Brahmāstra: Part One – Shiva is the soundtrack album for 2022 film of the same name starring Ranbir Kapoor, Alia Bhatt, Mouni Roy, Nagarjuna Akkineni and Amitabh Bachchan, written and directed by Ayan Mukerji. It is produced by Karan Johar, Apoorva Mehta, Namit Malhotra, and Mukerji – in his debut production – under the production companies Dharma Productions, Starlight Pictures, and Prime Focus in association with Star Studios, along with Kapoor and Marijke DeSouza. The film serves as the first installment of a planned trilogy, which is itself planned to be part of a cinematic universe titled Astraverse. The film's soundtrack score was composed and written by Pritam and produced and mixed by British musician Steel Banglez, with songs written by Amitabh Bhattacharya and Prasun Gupta, while English composer Simon Franglen assisted Pritam and the crew on some portions of the background score, which was primarily underlined by Jim Satya, Sunny M.R., Prasad Sashte and Ketan Sodha. The score was recorded at Synchron Stage Vienna.

== Release ==
On 10 April 2022, the first single of the film's soundtrack, titled "Kesariya" was unveiled. Three days later, a teaser of the song was released. "Kesariya" was released on 17 July 2022. On 4 August 2022, the second song from the soundtrack titled "Deva Deva" was unveiled and song was released on 8 August 2022. On 18 August 2022, First look poster of the third song, "Dance Ka Bhoot" and song was released on 25 August 2022. "Rasiya" was released on 24 September 2022. The Shiva Theme was released on 28 September 2022.

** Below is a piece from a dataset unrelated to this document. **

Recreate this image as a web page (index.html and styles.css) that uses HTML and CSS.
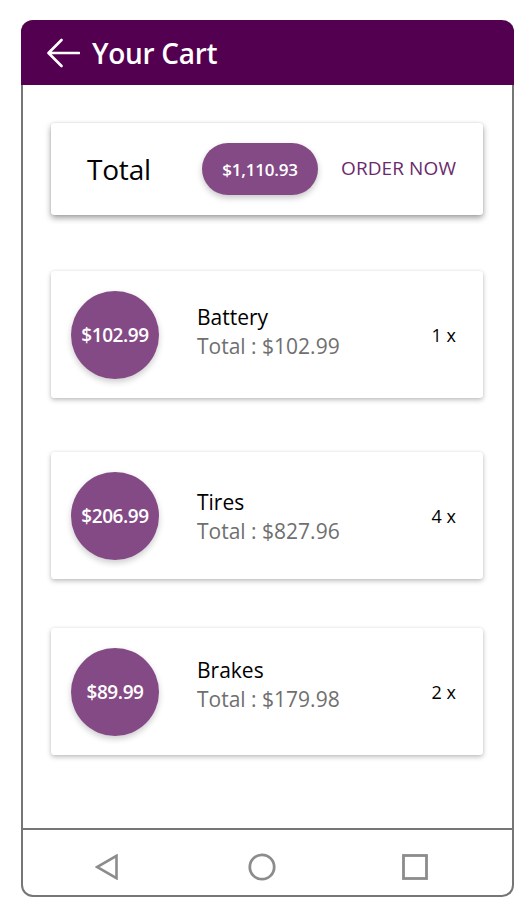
FILE: index.html
```html
<!DOCTYPE html>
<html lang="en">
<head>
<meta charset="utf-8">
<title>Your Cart</title>
<link rel="stylesheet" href="styles.css">
</head>
<body>
<div class="phone">
  <header class="app-bar">
    <svg class="back" width="34" height="30" viewBox="0 0 34 30" aria-hidden="true">
      <path d="M33 15 H3 M15.5 2 L2.5 15 L15.5 28" fill="none" stroke="#fff" stroke-width="2.6" stroke-linecap="round" stroke-linejoin="round"/>
    </svg>
    <h1 class="title">Your Cart</h1>
  </header>

  <main class="content">
    <section class="total-card">
      <span class="total-label">Total</span>
      <span class="pill">$1,110.93</span>
      <span class="order">ORDER NOW</span>
    </section>

    <ul class="items">
      <li class="item">
        <div class="price">$102.99</div>
        <div class="info">
          <div class="name">Battery</div>
          <div class="sub">Total : $102.99</div>
        </div>
        <div class="qty">1 x</div>
      </li>
      <li class="item item-low">
        <div class="price">$206.99</div>
        <div class="info">
          <div class="name">Tires</div>
          <div class="sub">Total : $827.96</div>
        </div>
        <div class="qty">4 x</div>
      </li>
      <li class="item item-high">
        <div class="price">$89.99</div>
        <div class="info">
          <div class="name">Brakes</div>
          <div class="sub">Total : $179.98</div>
        </div>
        <div class="qty">2 x</div>
      </li>
    </ul>
  </main>

  <nav class="sys-nav">
    <svg width="24" height="26" viewBox="0 0 24 26" aria-hidden="true">
      <path d="M21.5 1.8 V24.2 L2 13 Z" fill="none" stroke="#8c8c8c" stroke-width="2.6" stroke-linejoin="miter"/>
    </svg>
    <svg class="home" width="28" height="28" viewBox="0 0 28 28" aria-hidden="true">
      <circle cx="14" cy="14" r="12.2" fill="none" stroke="#8c8c8c" stroke-width="2.8"/>
    </svg>
    <svg width="26" height="26" viewBox="0 0 26 26" aria-hidden="true">
      <rect x="1.5" y="1.5" width="23" height="23" fill="none" stroke="#8c8c8c" stroke-width="2.8"/>
    </svg>
  </nav>
</div>
</body>
</html>
```

FILE: styles.css
```css
* { box-sizing: border-box; }

html, body {
  margin: 0;
  padding: 0;
  background: #ffffff;
}

body {
  font-family: "Open Sans", "Noto Sans", "DejaVu Sans", sans-serif;
  color: #000;
}

.phone {
  margin: 20px 0 0 21px;
  width: 493px;
  height: 877px;
  border: 2px solid #767676;
  border-top: 0;
  border-radius: 12px;
  display: flex;
  flex-direction: column;
  background: #fff;
}

.app-bar {
  margin: 0 -2px;
  height: 65px;
  background: #540050;
  border-radius: 12px 12px 0 0;
  display: flex;
  align-items: center;
  padding-left: 25px;
  gap: 12px;
}

.back { display: block; flex: none; }

.title {
  margin: 0;
  color: #fff;
  font-size: 28px;
  font-weight: 600;
  letter-spacing: -0.3px;
  line-height: 1;
  padding-top: 1px;
}

.content {
  flex: 1;
  padding: 38px 29px 0 28px;
}

.total-card {
  height: 92px;
  background: #fff;
  border-radius: 3px;
  box-shadow: 0 3px 6px rgba(0, 0, 0, 0.38), 0 0 2px rgba(0, 0, 0, 0.12);
  display: flex;
  align-items: center;
  padding-left: 36px;
}

.total-label {
  width: 115px;
  font-size: 28px;
  color: #000;
  letter-spacing: -0.2px;
}

.pill {
  width: 116px;
  height: 52px;
  border-radius: 26px;
  background: #844a86;
  color: #fff;
  font-size: 17px;
  font-weight: 600;
  letter-spacing: -0.2px;
  display: flex;
  align-items: center;
  justify-content: center;
  box-shadow: 0 3px 6px rgba(0, 0, 0, 0.22);
}

.order {
  margin-left: 23px;
  color: #6b2a6d;
  font-size: 19px;
  letter-spacing: 0.1px;
  padding-bottom: 2px;
}

.items {
  list-style: none;
  margin: 56px 0 0;
  padding: 0;
  display: flex;
  flex-direction: column;
}

.item {
  height: 127px;
  background: #fff;
  border-radius: 3px;
  box-shadow: 0 2px 5px rgba(0, 0, 0, 0.25), 0 0 2px rgba(0, 0, 0, 0.08);
  display: flex;
  align-items: center;
  padding: 0 27px 0 20px;
}

.item-low { margin-top: 54px; }
.item-high { margin-top: 49px; }

.price {
  width: 88px;
  height: 88px;
  flex: none;
  border-radius: 50%;
  background: #844a86;
  color: #fff;
  font-size: 19px;
  font-weight: 600;
  letter-spacing: -0.4px;
  display: flex;
  align-items: center;
  justify-content: center;
  box-shadow: 0 3px 6px rgba(0, 0, 0, 0.2);
}

.info {
  margin-left: 38px;
  flex: 1;
  display: flex;
  flex-direction: column;
  padding-bottom: 5px;
}

.item-low .info { padding: 3px 0 0; }
.item-high .info { padding: 0 0 14px; }

.name {
  font-size: 21px;
  line-height: 29px;
  color: #000;
}

.sub {
  font-size: 21px;
  line-height: 29px;
  color: #6f6f6f;
}

.qty {
  font-size: 18px;
  color: #000;
}

.sys-nav {
  height: 67px;
  border-top: 2px solid #767676;
  display: flex;
  align-items: center;
  padding: 8px 0 0 72px;
}

.sys-nav svg { display: block; }
.sys-nav .home { margin: 0 126px 0 129px; }
```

The music album was released on 6 October 2022.

== Track listing ==

Hindi
| No. | Title | Singer(s) | Length |
|---|---|---|---|
| 1. | "Kesariya" | Arijit Singh | 4:29 |
| 2. | "Deva Deva" | Arijit Singh, Jonita Gandhi | 4:39 |
| 3. | "Dance Ka Bhoot" | Arijit Singh | 4:05 |
| 4. | "Rasiya" | Tushar Joshi, Shreya Ghoshal | 4:25 |
| 5. | "Shiva Theme" | Javed Ali | 3:11 |
| 6. | "Kesariya (Dance Mix)" | Shashwat Singh, Antara Mitra, Arijit Singh | 3:17 |
| 7. | "Deva Deva (Film Version)" | Arijit Singh, Jonita Gandhi | 6:15 |
| 8. | "Rasiya (Reprise)" | Arijit Singh | 4:45 |
| 9. | "Dev Theme" | SlowCheeta | 2:54 |
| 10. | "Kesariya Edward Maya Remix" | Arijit Singh | 2:53 |
| Total length: |  |  | 37:59 |

Telugu
| No. | Title | Singer(s) | Length |
|---|---|---|---|
| 1. | "Kumkumala" | Sid Sriram | 4:38 |
| 2. | "Deva Deva" | Sreerama Chandra, Arijit Singh, Jonita Gandhi | 4:36 |
| 3. | "Allari Motha" | Nakash Aziz | 4:05 |
| Total length: |  |  | 13:19 |

Tamil
| No. | Title | Singer(s) | Length |
|---|---|---|---|
| 1. | "Theethiriyaai" | Sid Sriram | 4:38 |
| 2. | "Deva Deva" | Sid Sriram, Arijit Singh, Jonita Gandhi | 4:36 |
| 3. | "Dancela Bodha Yethuda" | Anirudh Ravichander | 4:05 |
| Total length: |  |  | 13:19 |

Kannada
| No. | Title | Lyrics | Singer(s) | Length |
|---|---|---|---|---|
| 1. | "Kesariya Rangu" | Yogaraj Bhat | Sanjith Hegde, Sid Sriram | 4:38 |
| 2. | "Deva Deva" | Hridaya Shiva | Sanjith Hegde, Arijit Singh, Jonita Gandhi | 4:36 |
| 3. | "Dancina Huchchu" | Hridaya Shiva | Nakash Aziz | 4:05 |
| Total length: |  |  |  | 13:19 |

Malayalam
| No. | Title | Singer(s) | Length |
|---|---|---|---|
| 1. | "Kunkumamaake" | Hesham Abdul Wahab, Sid Sriram | 4:38 |
| 2. | "Deva Deva" | Hesham Abdul Wahab, Arijit Singh, Arya Dhayal | 4:36 |
| 3. | "Piri Ilaki Aadi" | Benny Dayal | 4:05 |
| Total length: |  |  | 13:19 |

==Reception==
On reviewing the first single "Kesariya", a critic from Pinkvilla called the song "pure auditory bliss with Arijit's velvet voice". On reviewing the second single "Deva Deva", another critic from Pinkvilla wrote that "The song begins with Shiva's journey as he unlocks his powers and channels his connection to the world of astras. The song also shows a glimpse of Amitabh Bachchan, who seems to be helping Ranbir connect with his light."